There should be understanding regarding your data points prior to identifying requirements since this will help create guidelines. It would be hurtful to try to measure something that doesn’t exist or from an untrustworthy data point. Understanding who will be using this report can help determine the level of accuracy required which may prevent certain data points from being used. Knowing how the users will access the data may simplify or complicate the process. It may require custom scripts, software, or connections to be able to meet these requirements. Identifying which tools are available can create a consistent data collection and visualization process between all the KPIs and other reports.
Now that the KPI is clearly defined and the expectations are set, developing a plan can create a very fluid process allowing the analyst or person measuring to understand timelines, benefits, and risks of the projects. This should instill a cautious approach to identify and mitigate all risks. For example, a data point sometimes being populated incorrectly could negatively effect a metric causing unnecessary corrective action. It may be difficult to identify but several tools such as Talend, Power BI, and Tableau are built for this process to identify outliers, incorrect formatting, and data consistency.

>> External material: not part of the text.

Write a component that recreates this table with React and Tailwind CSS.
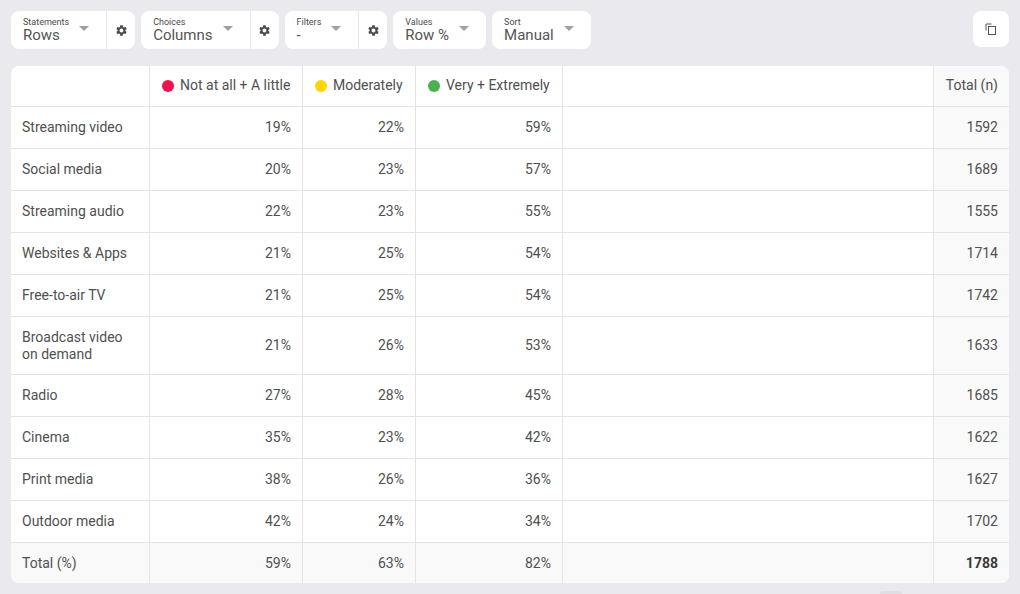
import React from "react";

const Caret = () => (
  <svg width="10" height="5" viewBox="0 0 10 5" className="mb-[4px] shrink-0">
    <path d="M0 0 L10 0 L5 5 Z" fill="#a0a0a0" />
  </svg>
);

const Gear = () => (
  <svg width="13" height="13" viewBox="0 0 24 24">
    <path
      fill="#4a4a4a"
      d="M19.14 12.94c.04-.3.06-.61.06-.94 0-.32-.02-.64-.07-.94l2.03-1.58a.49.49 0 0 0 .12-.61l-1.92-3.32a.488.488 0 0 0-.59-.22l-2.39.96c-.5-.38-1.03-.7-1.62-.94l-.36-2.54a.484.484 0 0 0-.48-.41h-3.84c-.24 0-.43.17-.47.41l-.36 2.54c-.59.24-1.13.57-1.62.94l-2.39-.96c-.22-.08-.47 0-.59.22L2.74 8.87c-.12.21-.08.47.12.61l2.03 1.58c-.05.3-.09.63-.09.94s.02.64.07.94l-2.03 1.58a.49.49 0 0 0-.12.61l1.92 3.32c.12.22.37.29.59.22l2.39-.96c.5.38 1.03.7 1.62.94l.36 2.54c.05.24.24.41.48.41h3.84c.24 0 .44-.17.47-.41l.36-2.54c.59-.24 1.13-.56 1.62-.94l2.39.96c.22.08.47 0 .59-.22l1.92-3.32c.12-.22.07-.47-.12-.61l-2.01-1.58zM12 15.6c-1.98 0-3.6-1.62-3.6-3.6s1.62-3.6 3.6-3.6 3.6 1.62 3.6 3.6-1.62 3.6-3.6 3.6z"
    />
  </svg>
);

const Select = ({ label, value }) => (
  <div className="flex items-center gap-[10px] pl-[12px] pr-[17px] h-full">
    <div className="flex flex-col">
      <span className="text-[9px] leading-[10px] text-[#4a4a4a]">{label}</span>
      <span className="text-[15px] leading-[17px] text-[#555]">{value}</span>
    </div>
    <Caret />
  </div>
);

const Group = ({ label, value, gear }) => (
  <div className="flex items-stretch h-[38px] bg-white rounded-[8px]">
    <Select label={label} value={value} />
    {gear && (
      <div className="flex items-center justify-center w-[29px] border-l border-[#e6e6e6]">
        <Gear />
      </div>
    )}
  </div>
);

const rows = [
  ["Streaming video", "19%", "22%", "59%", "1592"],
  ["Social media", "20%", "23%", "57%", "1689"],
  ["Streaming audio", "22%", "23%", "55%", "1555"],
  ["Websites & Apps", "21%", "25%", "54%", "1714"],
  ["Free-to-air TV", "21%", "25%", "54%", "1742"],
  ["Broadcast video on demand", "21%", "26%", "53%", "1633"],
  ["Radio", "27%", "28%", "45%", "1685"],
  ["Cinema", "35%", "23%", "42%", "1622"],
  ["Print media", "38%", "26%", "36%", "1627"],
  ["Outdoor media", "42%", "24%", "34%", "1702"],
];

const Dot = ({ color }) => (
  <span className={`inline-block shrink-0 w-[12px] h-[12px] rounded-full mr-[6px] ${color}`} />
);

export default function App() {
  return (
    <div
      className="w-[1020px] h-[594px] bg-[#e9e9ee] overflow-hidden relative text-[#505050]"
      style={{ fontFamily: "Roboto, 'Liberation Sans', sans-serif" }}
    >
      <div className="flex items-start pl-[11px] pr-[11px] pt-[11px]">
        <div className="flex gap-[6px]">
          <Group label="Statements" value="Rows" gear />
          <Group label="Choices" value="Columns" gear />
          <Group label="Filters" value="-" gear />
          <Group label="Values" value="Row %" />
          <Group label="Sort" value="Manual" />
        </div>
        <div className="ml-auto w-[36px] h-[36px] bg-white rounded-[8px] flex items-center justify-center">
          <svg width="12" height="12" viewBox="0 0 12 12" fill="none">
            <path d="M1 7.5 V1 H6.5" stroke="#555" strokeWidth="1" />
            <rect x="3.5" y="3.5" width="7" height="8" stroke="#555" strokeWidth="1" />
          </svg>
        </div>
      </div>

      <div className="mx-[11px] mt-[17px] bg-white rounded-[8px] overflow-hidden text-[14px]">
        <div className="grid grid-cols-[139px_153px_113px_147px_371px_1fr] leading-[17px]">
          {/* header */}
          <div className="min-h-[41px] pb-[1px] border-b border-r border-[#e4e4e4]" />
          <div className="min-h-[41px] pb-[1px] border-b border-r border-[#e4e4e4] flex items-center pl-[12px] whitespace-nowrap">
            <Dot color="bg-[#f0124e]" />
            Not at all + A little
          </div>
          <div className="min-h-[41px] pb-[1px] border-b border-r border-[#e4e4e4] flex items-center pl-[12px] whitespace-nowrap">
            <Dot color="bg-[#ffd500]" />
            Moderately
          </div>
          <div className="min-h-[41px] pb-[1px] border-b border-r border-[#e4e4e4] flex items-center pl-[12px] whitespace-nowrap">
            <Dot color="bg-[#4caf50]" />
            Very + Extremely
          </div>
          <div className="min-h-[41px] border-b border-r border-[#e4e4e4]" />
          <div className="min-h-[41px] pb-[1px] border-b border-[#e4e4e4] bg-[#f9f9f9] flex items-center justify-end px-[11px]">
            Total (n)
          </div>

          {rows.map((r) => (
            <React.Fragment key={r[0]}>
              <div className="min-h-[42px] py-[11.5px] border-b border-r border-[#e4e4e4] flex items-center pl-[11px] pr-[20px]">
                {r[0]}
              </div>
              <div className="min-h-[42px] border-b border-r border-[#e4e4e4] flex items-center justify-end px-[11px]">
                {r[1]}
              </div>
              <div className="min-h-[42px] border-b border-r border-[#e4e4e4] flex items-center justify-end px-[11px]">
                {r[2]}
              </div>
              <div className="min-h-[42px] border-b border-r border-[#e4e4e4] flex items-center justify-end px-[11px]">
                {r[3]}
              </div>
              <div className="min-h-[42px] border-b border-r border-[#e4e4e4]" />
              <div className="min-h-[42px] border-b border-[#e4e4e4] bg-[#f9f9f9] flex items-center justify-end px-[11px]">
                {r[4]}
              </div>
            </React.Fragment>
          ))}

          <div className="min-h-[40px] bg-[#f9f9f9] border-r border-[#e4e4e4] flex items-center pl-[11px]">
            Total (%)
          </div>
          <div className="min-h-[40px] bg-[#f9f9f9] border-r border-[#e4e4e4] flex items-center justify-end px-[11px]">
            59%
          </div>
          <div className="min-h-[40px] bg-[#f9f9f9] border-r border-[#e4e4e4] flex items-center justify-end px-[11px]">
            63%
          </div>
          <div className="min-h-[40px] bg-[#f9f9f9] border-r border-[#e4e4e4] flex items-center justify-end px-[11px]">
            82%
          </div>
          <div className="min-h-[40px] bg-[#f9f9f9] border-r border-[#e4e4e4]" />
          <div className="min-h-[40px] bg-[#f9f9f9] flex items-center justify-end px-[11px] font-bold text-[#3a3a3a]">
            1788
          </div>
        </div>
      </div>
      <div className="absolute left-[880px] top-[591px] w-[22px] h-[6px] rounded-[3px] bg-[#dedee3]" />
    </div>
  );
}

The planning part is now complete and the project is kicked off. Starting by building or implementing tools is a controversial approach. However, if the tools or resources are available, this step allows the person measuring the KPI to understand what issues lie ahead of them. For example, if a date field is sometimes not entered correctly or names can be spelled wrong, you may not be able to properly represent the individual associated to the metric. If workflow or data flow correction must be made, the timeline or validity tolerance of the report may need to adjust. As the data is explored, new findings will present themselves which allows for process understanding and improvement. Process improvement can be one of the ways analytics pays for itself so don’t avoid doing so. As data quality issues are addressed, continue to measure the report until the tolerance is met. At this point, the report should be complete and ready for approval or presentation.
Typically, KPIs will be performed in a strategy meeting and will include several modalities of the business so don’t be surprised if this process must be performed multiple times. For presenting, the tools and methods for presenting have already been identified in your requirements step and should be able to be easily displayed for the audience. This may include Excel, Business Intelligence tools, or a PowerPoint depending on the audience and data maturity of the business. The presentation tools are much less important than presenting the findings but can help automate recurring measurements.
Pat yourself on the back for a job well done and don’t forget to re-measure when the KPI period approaches.